# British Army Air Assualt TV Commerical



## MikeL (22 Feb 2006)

http://www.army.mod.uk/linked_files/rhqpara/Clip_6_Air_Assult_30sec_EngLg_Prog.wmv


----------



## Pte_Martin (22 Feb 2006)

really good video makes me want to join.


----------



## GO!!! (22 Feb 2006)

This video is simply unacceptable.

Where were the womyn, minorities and disabled? How come those peacekeepers were'nt helping anyone? There was an explosion there, and I did not see any safety staff - can someone check into that please?

 ;D


----------



## R031button (22 Feb 2006)

I think I also saw some implications of drinking and debauchery, certainly soldiers wouldn't be getting involved in any of that nasty buisness  That's the kind of video we need, one that appeals to active, agressive, 18-25 yr old males.


----------



## 54/102 CEF (22 Feb 2006)

Very good! 

IDEA! 

The Army.ca video clip contest

Using a webcam / MS MOVIE MAKER (with Windows XP) / and music of your choice make something military or remotely military

Not more than 2 minutes long

Here`s my entry - 

the attack of the NDHQ barber http://www.donlowconcrete.com/barber1.wmv


----------



## geo (22 Feb 2006)

good god no.... please no more video clips

nothing personal.... just too many hairbrained stunts finding their way into the hands of the media - who then cream us with "it's fruit"


----------



## 54/102 CEF (22 Feb 2006)

And we`re descended from those who ascended Vimy Ridge? Good point. Its off. Contest folded like a mlitia tent in the wind.
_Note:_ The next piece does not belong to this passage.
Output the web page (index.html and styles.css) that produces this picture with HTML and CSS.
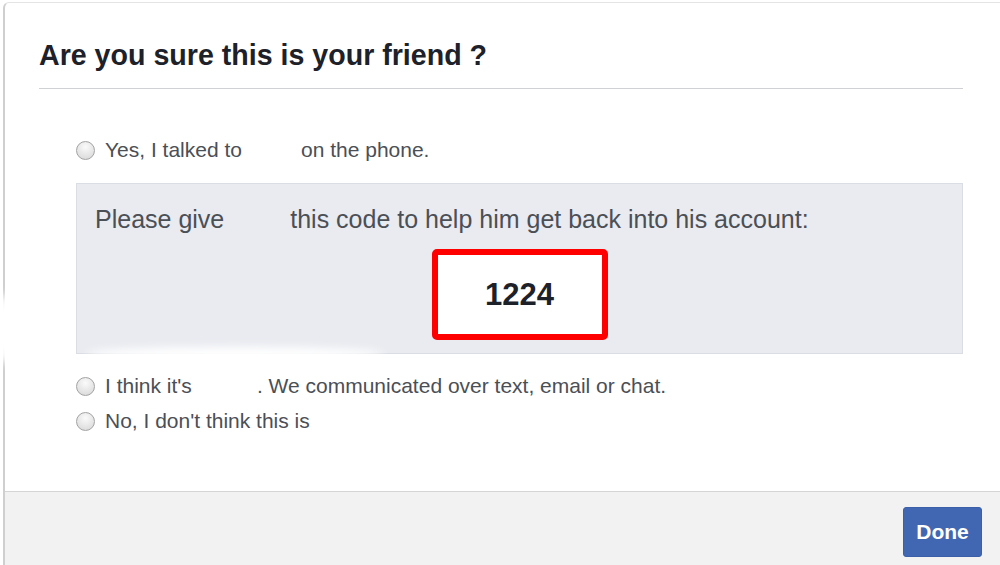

For 2 points -who said that? Hint - he was a famous Engineer.


----------



## geo (23 Feb 2006)

Mitchell?


----------



## Danjanou (23 Feb 2006)

GO!!! said:
			
		

> This video is simply unacceptable.
> 
> Where were the womyn, minorities and disabled? How come those peacekeepers were'nt helping anyone? There was an explosion there, and I did not see any safety staff - can someone check into that please?
> 
> ;D



Hey GO I suggest you watch it again and check out the second troopie in the stick doing the house clearing drills and later when they transit from the disco scene to the jump scene. That’s either a very very slight effeminate guy or it's a woman. 8)


----------



## Kat Stevens (23 Feb 2006)

54/102 CEF said:
			
		

> And we`re descended from those who ascended Vimy Ridge? Good point. Its off. Contest folded like a mlitia tent in the wind.
> 
> For 2 points -who said that? Hint - he was a famous Engineer.
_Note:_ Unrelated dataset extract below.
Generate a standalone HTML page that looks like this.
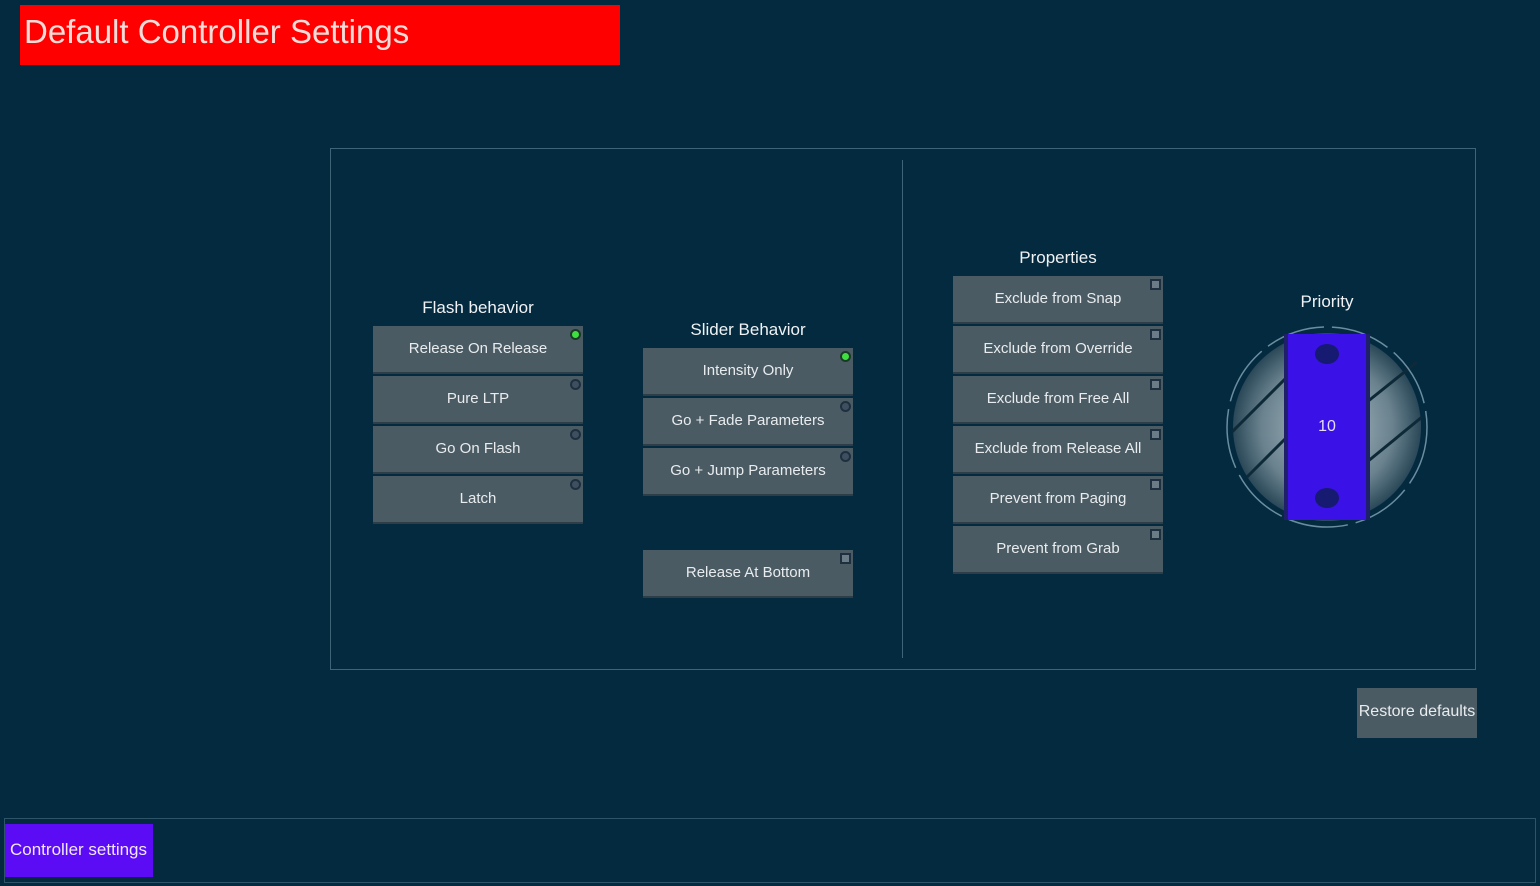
<!DOCTYPE html>
<html><head><style>
*{margin:0;padding:0;box-sizing:border-box}
html,body{width:1540px;height:886px;overflow:hidden}
body{background:#042a40;position:relative;font-family:"Liberation Sans",sans-serif;color:#e4e8ea;white-space:nowrap}
.a{position:absolute}
.title{left:20px;top:5px;width:600px;height:60px;background:#fe0000;color:#f6dcd8;font-size:33px;padding-left:4px;line-height:54px}
.panel{left:330px;top:148px;width:1146px;height:522px;border:1px solid #3e6478}
.div{left:902px;top:160px;width:1px;height:498px;background:#3e6478}
.btn{position:absolute;width:210px;height:48px;background:#4b5b63;border-bottom:2px solid #2e3e48;font-size:15px;text-align:center;line-height:46px;color:#e8ecee}
.led{position:absolute;right:2px;top:3px;width:11px;height:11px;border-radius:50%;background:#3e5060;border:2px solid #1e3040}
.led.on{background:#3ee040;border-color:#1a3a28}
.sq{position:absolute;right:2px;top:3px;width:11px;height:11px;background:#6c7c86;border:2px solid #1e3040}
.lbl{position:absolute;font-size:17px;text-align:center;width:210px;color:#f0f2f4}
</style></head><body>
<div class="a title">Default Controller Settings</div>
<div class="a panel"></div>
<div class="a div"></div>

<div class="lbl" style="left:373px;top:298px">Flash behavior</div>
<div class="btn" style="left:373px;top:326px">Release On Release<div class="led on"></div></div>
<div class="btn" style="left:373px;top:376px">Pure LTP<div class="led"></div></div>
<div class="btn" style="left:373px;top:426px">Go On Flash<div class="led"></div></div>
<div class="btn" style="left:373px;top:476px">Latch<div class="led"></div></div>

<div class="lbl" style="left:643px;top:320px">Slider Behavior</div>
<div class="btn" style="left:643px;top:348px">Intensity Only<div class="led on"></div></div>
<div class="btn" style="left:643px;top:398px">Go + Fade Parameters<div class="led"></div></div>
<div class="btn" style="left:643px;top:448px">Go + Jump Parameters<div class="led"></div></div>
<div class="btn" style="left:643px;top:550px">Release At Bottom<div class="sq"></div></div>

<div class="lbl" style="left:953px;top:248px">Properties</div>
<div class="btn" style="left:953px;top:276px">Exclude from Snap<div class="sq"></div></div>
<div class="btn" style="left:953px;top:326px">Exclude from Override<div class="sq"></div></div>
<div class="btn" style="left:953px;top:376px">Exclude from Free All<div class="sq"></div></div>
<div class="btn" style="left:953px;top:426px">Exclude from Release All<div class="sq"></div></div>
<div class="btn" style="left:953px;top:476px">Prevent from Paging<div class="sq"></div></div>
<div class="btn" style="left:953px;top:526px">Prevent from Grab<div class="sq"></div></div>

<div class="lbl" style="left:1222px;top:292px">Priority</div>
<svg class="a" style="left:1222px;top:322px" width="210" height="210" viewBox="0 0 210 210">
<defs><radialGradient id="g" cx="50%" cy="50%" r="50%"><stop offset="0" stop-color="#b0c4cc"/><stop offset="0.7" stop-color="#6a828e"/><stop offset="1" stop-color="#2a4858"/></radialGradient></defs>
<circle cx="105" cy="105" r="94" fill="url(#g)"/>
<g stroke="#0e2a38" stroke-width="3">
<line x1="10" y1="110" x2="65" y2="55"/><line x1="25" y1="155" x2="65" y2="115"/>
<line x1="145" y1="80" x2="195" y2="40"/><line x1="145" y1="140" x2="200" y2="95"/>
</g>
<circle cx="105" cy="105" r="100" fill="none" stroke="#6a8ea0" stroke-width="1.5" stroke-dasharray="60 8"/>
<rect x="62" y="12" width="86" height="186" fill="#3a12e8"/>
<rect x="62" y="12" width="4" height="186" fill="#20206a"/><rect x="144" y="12" width="4" height="186" fill="#20206a"/>
<ellipse cx="105" cy="32" rx="12" ry="10" fill="#161a70"/><ellipse cx="105" cy="176" rx="12" ry="10" fill="#161a70"/>
<text x="105" y="109" fill="#e8dcff" font-size="16" text-anchor="middle" font-family="Liberation Sans,sans-serif">10</text>
</svg>

<div class="btn" style="left:1357px;top:688px;width:120px;height:50px;line-height:48px;border:none;font-size:16px">Restore defaults</div>

<div class="a" style="left:4px;top:818px;width:1532px;height:65px;border:1px solid #2e5468"></div>
<div class="a" style="left:5px;top:824px;width:148px;height:53px;background:#5b0cf4;color:#f2e6ff;font-size:17px;line-height:51px;padding-left:5px">Controller settings</div>
</body></html>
Big Bird Johnson, Pinkie Richardson, Reggie Warner, Marcel Thibideau....ummm... Harry Mugford, BJ Carrigan,  err  Jim McKay,  Dave Smith (Smudge).... any or all of the above at some point   ;D


----------



## GO!!! (24 Feb 2006)

Danjanou said:
			
		

> Hey GO I suggest you watch it again and check out the second troopie in the stick doing the house clearing drills and later when they transit from the disco scene to the jump scene. That’s either a *very very slight effeminate guy* or it's a woman. 8)



Common affliction among the Limeys - along with a dentist phobia and affinity for dressing some of their men up as women before going out on the town.

Ever been to Wainwright when the BATUS was up? When there was a unit there it was like a militarised version of the "Rocky Horror Picture Show."  

The cool commercial almost makes up for it!


----------



## Guy. E (24 Feb 2006)

I watched some of that Rocky Horror once. The girl who's idea it was in the first place had shall we say... _other_ plans  ^-^


----------



## geo (24 Feb 2006)

GO!!!.... BATUS = Suffield


----------



## AmmoTech90 (24 Feb 2006)

geo said:
			
		

> GO!!!.... BATUS = Suffield


BATSUW=Wainwright, common enough mistake.


----------



## Haggis (24 Feb 2006)

It must be a pretty cool clip because the DWAN firewall won't let me view it.  ;D


----------



## geo (24 Feb 2006)

truth be told..... it's is good.
Not necessarily big on details but how much detail do you want to provide in 30-16 second TV advert.


----------